Exercise task — Go through the listing and set it down exactly, leaving out its pictures.

Dataset content —
────────────────────
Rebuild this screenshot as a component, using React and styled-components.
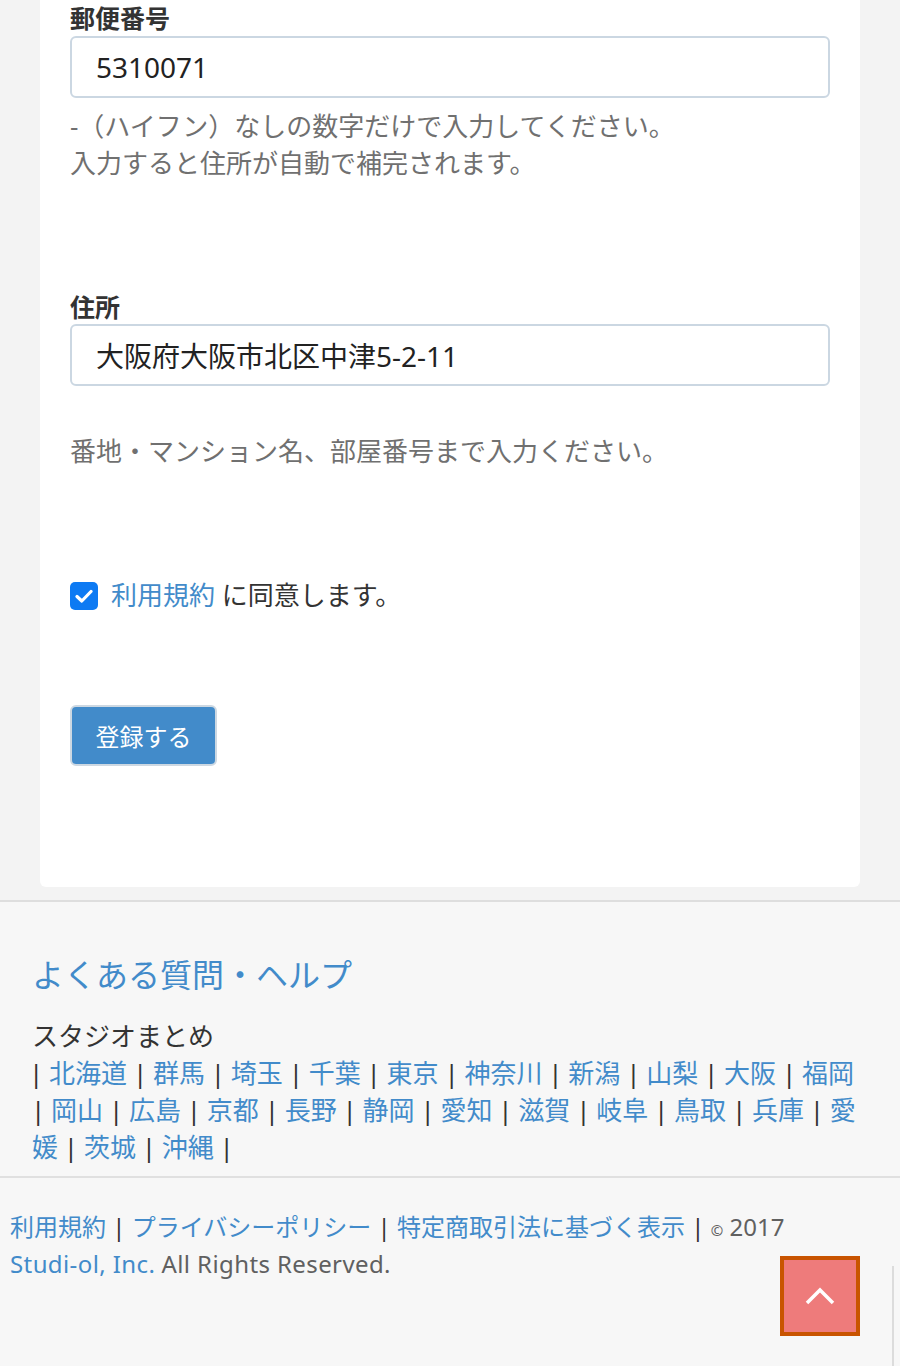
import React from 'react';
import styled, { createGlobalStyle } from 'styled-components';

const GlobalStyle = createGlobalStyle`
	body {
		margin: 0;
		background: #f7f7f7;
		font-family: "Noto Sans", "Noto Sans CJK JP", sans-serif;
		color: #333;
	}
	a {
		color: #428bca;
		text-decoration: none;
	}
`;

const Main = styled.main`
	background: #f3f3f3;
	padding: 0 40px 13px;
`;

const Card = styled.div`
	background: #fff;
	border-radius: 0 0 6px 6px;
	padding: 3px 30px 121px;
`;

const Label = styled.div`
	margin-top: ${props => props.top}px;
	font-size: 25px;
	font-weight: 700;
	line-height: 30px;
	color: #333;
`;

const Input = styled.input`
	display: block;
	box-sizing: border-box;
	width: 100%;
	height: 62px;
	margin-top: ${props => props.top}px;
	padding: 0 24px;
	border: 2px solid #cbd7e2;
	border-radius: 6px;
	background: #fff;
	font-family: inherit;
	font-size: 28px;
	color: #222;
	outline: none;
`;

const Help = styled.p`
	margin: ${props => props.top}px 0 0;
	font-size: 26px;
	line-height: 37px;
	color: #707070;
`;

const AgreeRow = styled.label`
	display: flex;
	align-items: center;
	gap: 13px;
	height: 37px;
	margin-top: 107px;
	font-size: 26px;
	line-height: 37px;
	color: #333;
`;

const CheckBox = styled.span`
	display: flex;
	align-items: center;
	justify-content: center;
	width: 28px;
	height: 28px;
	border-radius: 5px;
	background: #0d7af3;
`;

const SubmitButton = styled.button`
	display: block;
	margin-top: 91px;
	width: 147px;
	height: 61px;
	border: 2px solid #cdd8e2;
	border-radius: 6px;
	background: #428bca;
	color: #fff;
	font-family: inherit;
	font-size: 24px;
	padding: 0;
`;

const Footer = styled.footer`
	border-top: 2px solid #dedede;
	background: #f7f7f7;
`;

const HelpSection = styled.section`
	padding: 51px 30px 10px 32px;
	border-bottom: 2px solid #e0e0e0;
`;

const HelpTitle = styled.h2`
	margin: 0;
	font-size: 32px;
	font-weight: 400;
	line-height: 44px;
	color: #428bca;
`;

const PrefList = styled.div`
	margin-top: 21px;
	font-size: 26px;
	line-height: 37px;
	color: #333;
`;

const Sep = styled.span`
	margin: ${props => props.margin || '0'};
	color: #333;
`;

const Copyright = styled.div`
	padding: 32px 10px 89px;
	font-size: 24px;
	line-height: 34px;
	color: #606060;
`;

const Company = styled.a`
	white-space: nowrap;
`;

const Rights = styled.span`
	letter-spacing: 0.4px;
`;

const CopyMark = styled.span`
	font-size: 15px;
`;

const ToTop = styled.button`
	position: fixed;
	right: 40px;
	bottom: 30px;
	width: 80px;
	height: 80px;
	display: flex;
	align-items: center;
	justify-content: center;
	padding: 0;
	background: #ee7b7b;
	border: 4px solid #c85400;
`;

const EdgeLine = styled.div`
	position: fixed;
	right: 6px;
	bottom: 0;
	width: 2px;
	height: 100px;
	background: #dcdcdc;
`;

const prefs = [
	'北海道', '群馬', '埼玉', '千葉', '東京', '神奈川', '新潟', '山梨', '大阪', '福岡',
	'岡山', '広島', '京都', '長野', '静岡', '愛知', '滋賀', '岐阜', '鳥取', '兵庫',
	'愛媛', '茨城', '沖縄'
];

const App = () => {
	return (
		<>
			<GlobalStyle />
			<Main>
				<Card>
					<Label top={0}>郵便番号</Label>
					<Input top={3} defaultValue="5310071" />
					<Help top={10}>
						-（ハイフン）なしの数字だけで入力してください。<br />
						入力すると住所が自動で補完されます。
					</Help>

					<Label top={110}>住所</Label>
					<Input top={2} defaultValue="大阪府大阪市北区中津5-2-11" />
					<Help top={47}>番地・マンション名、部屋番号まで入力ください。</Help>

					<AgreeRow>
						<CheckBox>
							<svg width="18" height="14" viewBox="0 0 18 14">
								<path d="M2 7.5 L6.8 12 L16 2.5" fill="none" stroke="#fff" strokeWidth="3.2" strokeLinecap="round" strokeLinejoin="round" />
							</svg>
						</CheckBox>
						<span><a href="#">利用規約</a> に同意します。</span>
					</AgreeRow>

					<SubmitButton>登録する</SubmitButton>
				</Card>
			</Main>

			<Footer>
				<HelpSection>
					<HelpTitle>よくある質問・ヘルプ</HelpTitle>
					<PrefList>
						スタジオまとめ<br />
						<Sep margin="0 -1px 0 -3px">|</Sep>{' '}
						{prefs.map((p, i) => (
							<React.Fragment key={i}>
								<a href="#">{p}</a> <Sep margin="0 -1px">|</Sep>{' '}
							</React.Fragment>
						))}
					</PrefList>
				</HelpSection>
				<Copyright>
					<a href="#">利用規約</a> <Sep>|</Sep> <a href="#">プライバシーポリシー</a> <Sep>|</Sep> <a href="#">特定商取引法に基づく表示</a> <Sep>|</Sep> <CopyMark>©</CopyMark> 2017 <Company href="#"><Rights>Studi-ol, Inc.</Rights></Company> <Rights>All Rights Reserved.</Rights>
				</Copyright>
			</Footer>

			<ToTop>
				<svg width="30" height="18" viewBox="0 0 30 18">
					<path d="M2 16 L15 3 L28 16" fill="none" stroke="#fff" strokeWidth="3.5" />
				</svg>
			</ToTop>
			<EdgeLine />
		</>
	);
};

export default App;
────────────────────
Exercise output —
Rebuild this screenshot as a component, using React and styled-components.
import React from 'react';
import styled, { createGlobalStyle } from 'styled-components';

const GlobalStyle = createGlobalStyle`
	body {
		margin: 0;
		background: #f7f7f7;
		font-family: "Noto Sans", "Noto Sans CJK JP", sans-serif;
		color: #333;
	}
	a {
		color: #428bca;
		text-decoration: none;
	}
`;

const Main = styled.main`
	background: #f3f3f3;
	padding: 0 40px 13px;
`;

const Card = styled.div`
	background: #fff;
	border-radius: 0 0 6px 6px;
	padding: 3px 30px 121px;
`;

const Label = styled.div`
	margin-top: ${props => props.top}px;
	font-size: 25px;
	font-weight: 700;
	line-height: 30px;
	color: #333;
`;

const Input = styled.input`
	display: block;
	box-sizing: border-box;
	width: 100%;
	height: 62px;
	margin-top: ${props => props.top}px;
	padding: 0 24px;
	border: 2px solid #cbd7e2;
	border-radius: 6px;
	background: #fff;
	font-family: inherit;
	font-size: 28px;
	color: #222;
	outline: none;
`;

const Help = styled.p`
	margin: ${props => props.top}px 0 0;
	font-size: 26px;
	line-height: 37px;
	color: #707070;
`;

const AgreeRow = styled.label`
	display: flex;
	align-items: center;
	gap: 13px;
	height: 37px;
	margin-top: 107px;
	font-size: 26px;
	line-height: 37px;
	color: #333;
`;

const CheckBox = styled.span`
	display: flex;
	align-items: center;
	justify-content: center;
	width: 28px;
	height: 28px;
	border-radius: 5px;
	background: #0d7af3;
`;

const SubmitButton = styled.button`
	display: block;
	margin-top: 91px;
	width: 147px;
	height: 61px;
	border: 2px solid #cdd8e2;
	border-radius: 6px;
	background: #428bca;
	color: #fff;
	font-family: inherit;
	font-size: 24px;
	padding: 0;
`;

const Footer = styled.footer`
	border-top: 2px solid #dedede;
	background: #f7f7f7;
`;

const HelpSection = styled.section`
	padding: 51px 30px 10px 32px;
	border-bottom: 2px solid #e0e0e0;
`;

const HelpTitle = styled.h2`
	margin: 0;
	font-size: 32px;
	font-weight: 400;
	line-height: 44px;
	color: #428bca;
`;

const PrefList = styled.div`
	margin-top: 21px;
	font-size: 26px;
	line-height: 37px;
	color: #333;
`;

const Sep = styled.span`
	margin: ${props => props.margin || '0'};
	color: #333;
`;

const Copyright = styled.div`
	padding: 32px 10px 89px;
	font-size: 24px;
	line-height: 34px;
	color: #606060;
`;

const Company = styled.a`
	white-space: nowrap;
`;

const Rights = styled.span`
	letter-spacing: 0.4px;
`;

const CopyMark = styled.span`
	font-size: 15px;
`;

const ToTop = styled.button`
	position: fixed;
	right: 40px;
	bottom: 30px;
	width: 80px;
	height: 80px;
	display: flex;
	align-items: center;
	justify-content: center;
	padding: 0;
	background: #ee7b7b;
	border: 4px solid #c85400;
`;

const EdgeLine = styled.div`
	position: fixed;
	right: 6px;
	bottom: 0;
	width: 2px;
	height: 100px;
	background: #dcdcdc;
`;

const prefs = [
	'北海道', '群馬', '埼玉', '千葉', '東京', '神奈川', '新潟', '山梨', '大阪', '福岡',
	'岡山', '広島', '京都', '長野', '静岡', '愛知', '滋賀', '岐阜', '鳥取', '兵庫',
	'愛媛', '茨城', '沖縄'
];

const App = () => {
	return (
		<>
			<GlobalStyle />
			<Main>
				<Card>
					<Label top={0}>郵便番号</Label>
					<Input top={3} defaultValue="5310071" />
					<Help top={10}>
						-（ハイフン）なしの数字だけで入力してください。<br />
						入力すると住所が自動で補完されます。
					</Help>

					<Label top={110}>住所</Label>
					<Input top={2} defaultValue="大阪府大阪市北区中津5-2-11" />
					<Help top={47}>番地・マンション名、部屋番号まで入力ください。</Help>

					<AgreeRow>
						<CheckBox>
							<svg width="18" height="14" viewBox="0 0 18 14">
								<path d="M2 7.5 L6.8 12 L16 2.5" fill="none" stroke="#fff" strokeWidth="3.2" strokeLinecap="round" strokeLinejoin="round" />
							</svg>
						</CheckBox>
						<span><a href="#">利用規約</a> に同意します。</span>
					</AgreeRow>

					<SubmitButton>登録する</SubmitButton>
				</Card>
			</Main>

			<Footer>
				<HelpSection>
					<HelpTitle>よくある質問・ヘルプ</HelpTitle>
					<PrefList>
						スタジオまとめ<br />
						<Sep margin="0 -1px 0 -3px">|</Sep>{' '}
						{prefs.map((p, i) => (
							<React.Fragment key={i}>
								<a href="#">{p}</a> <Sep margin="0 -1px">|</Sep>{' '}
							</React.Fragment>
						))}
					</PrefList>
				</HelpSection>
				<Copyright>
					<a href="#">利用規約</a> <Sep>|</Sep> <a href="#">プライバシーポリシー</a> <Sep>|</Sep> <a href="#">特定商取引法に基づく表示</a> <Sep>|</Sep> <CopyMark>©</CopyMark> 2017 <Company href="#"><Rights>Studi-ol, Inc.</Rights></Company> <Rights>All Rights Reserved.</Rights>
				</Copyright>
			</Footer>

			<ToTop>
				<svg width="30" height="18" viewBox="0 0 30 18">
					<path d="M2 16 L15 3 L28 16" fill="none" stroke="#fff" strokeWidth="3.5" />
				</svg>
			</ToTop>
			<EdgeLine />
		</>
	);
};

export default App;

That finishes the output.